In Britain there has, over the last 15 years or so, been both a real and perceived increase in low level public disorder and crime. Couple this with a police force which has been emascuated by PC ideals and paperwork and a judicial system that thinks crime can be prevented by a hug from the nearest social worker.

All this overseen (for the last 10 years at least) by the most incompetent, inept government this country has known - which appears to be convinced that just one more law or technical fix will solve the crime problem.

At this point most of the British public will accept anything that might make a difference. No one likes to admit that CCTV has been proven to be totally ineffective. The perception is that they are a good thing, hence no one interferes with them.

Speed cameras on the other hand appear to be fair game. (There are websites full of photos of dead speed cameras.)

Don't forget that much of the American legal and political system came out of Europe, the UK especially. We've just had social/big government longer than you have. If you took an average Briton from 1906 and showed them the USA as it is today they would be horrified by the size and scope of your government. Give it another few years...

Oh, by the way, silenced .22RF for preference... the cameras are a bit high for spray paint.

Billy Beck said...

"bobg": "I think it it based partly on the fact that in Europe (and most of the rest of the world throughout history), the people are used to the idea that they are subjects of their rulers, be they a government or royalty."

I wish you'd go read this post at my blog. It includes a link to Rachel Lucas' old blog, which is unfortunately not available now.
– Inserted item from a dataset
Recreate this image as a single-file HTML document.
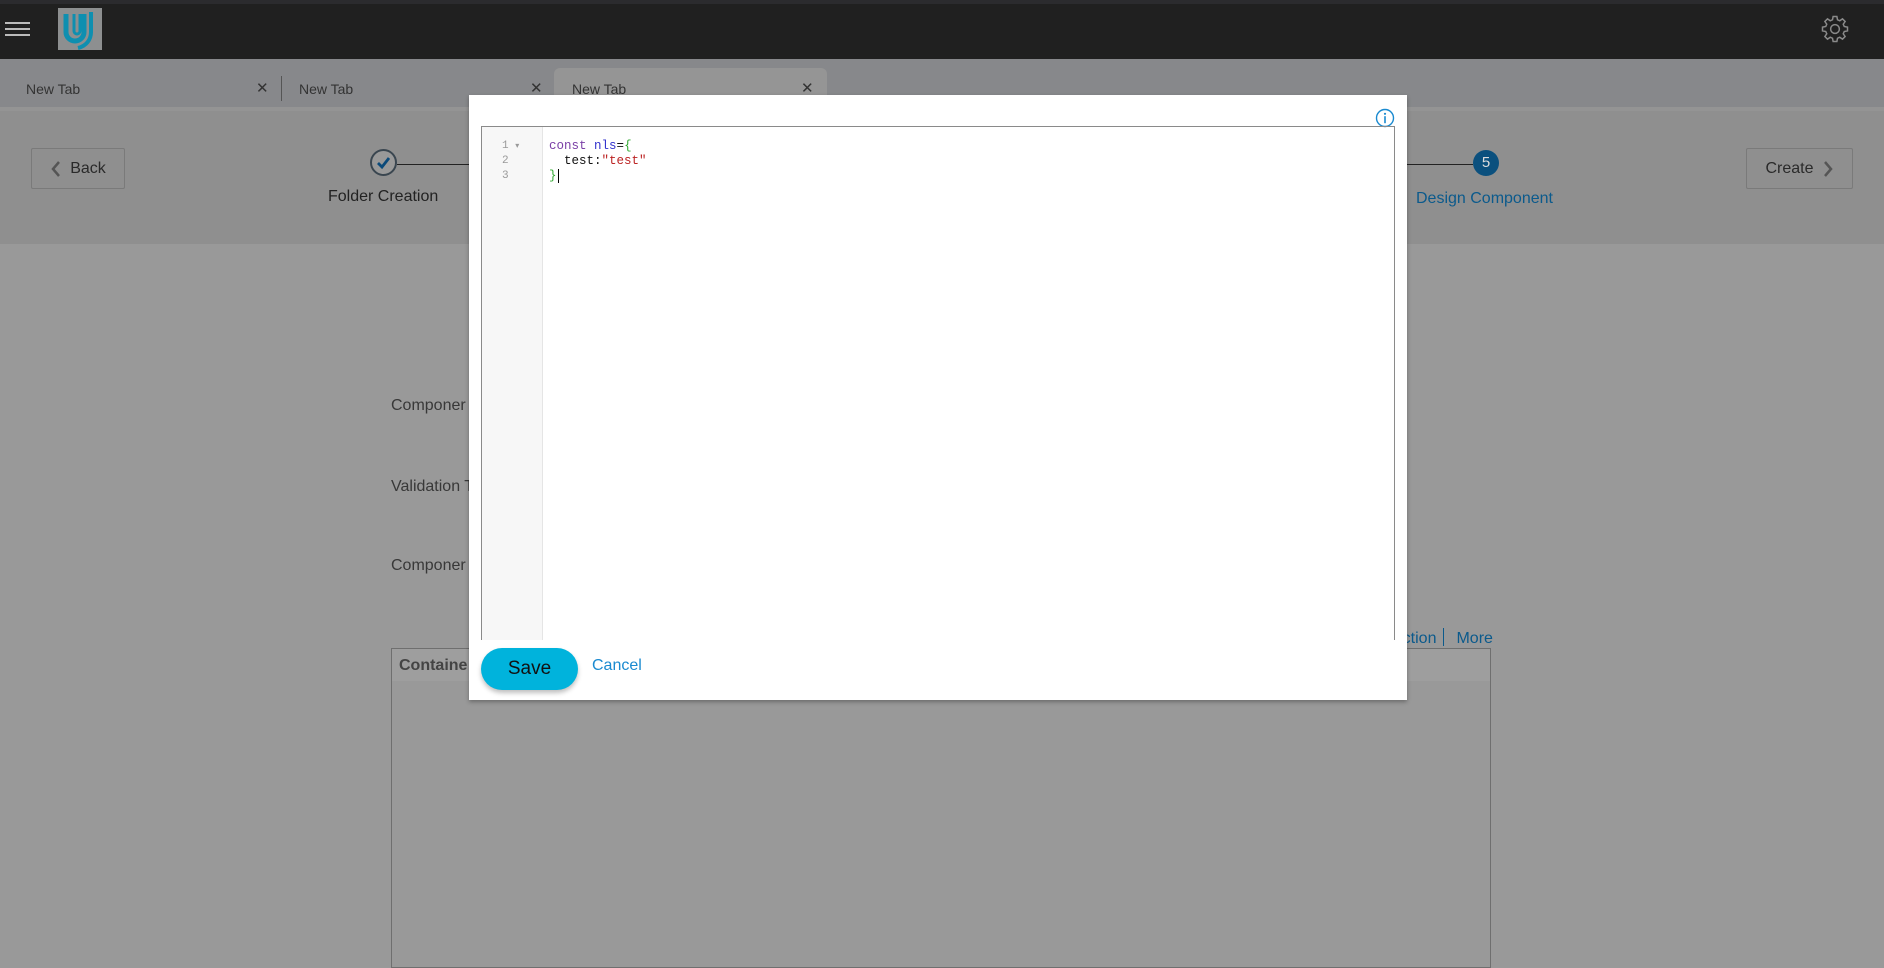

What's important is something that someone wrote thirty-five years ago and that I excerpted. You might find it interesting, considering what you wrote.

Don said...

Quick! Everybody get to Homer Simpson's back yard!

(There's a Simpsons episode about this; a British "expert consultant" talks the city into installing cameras everywhere, complete with the speakers, and Ned Flanders and Marge Simpson become the voices of Big Brother. But there's a blind spot in Homer's back yard, so he and Bart start an anarchist freehold.)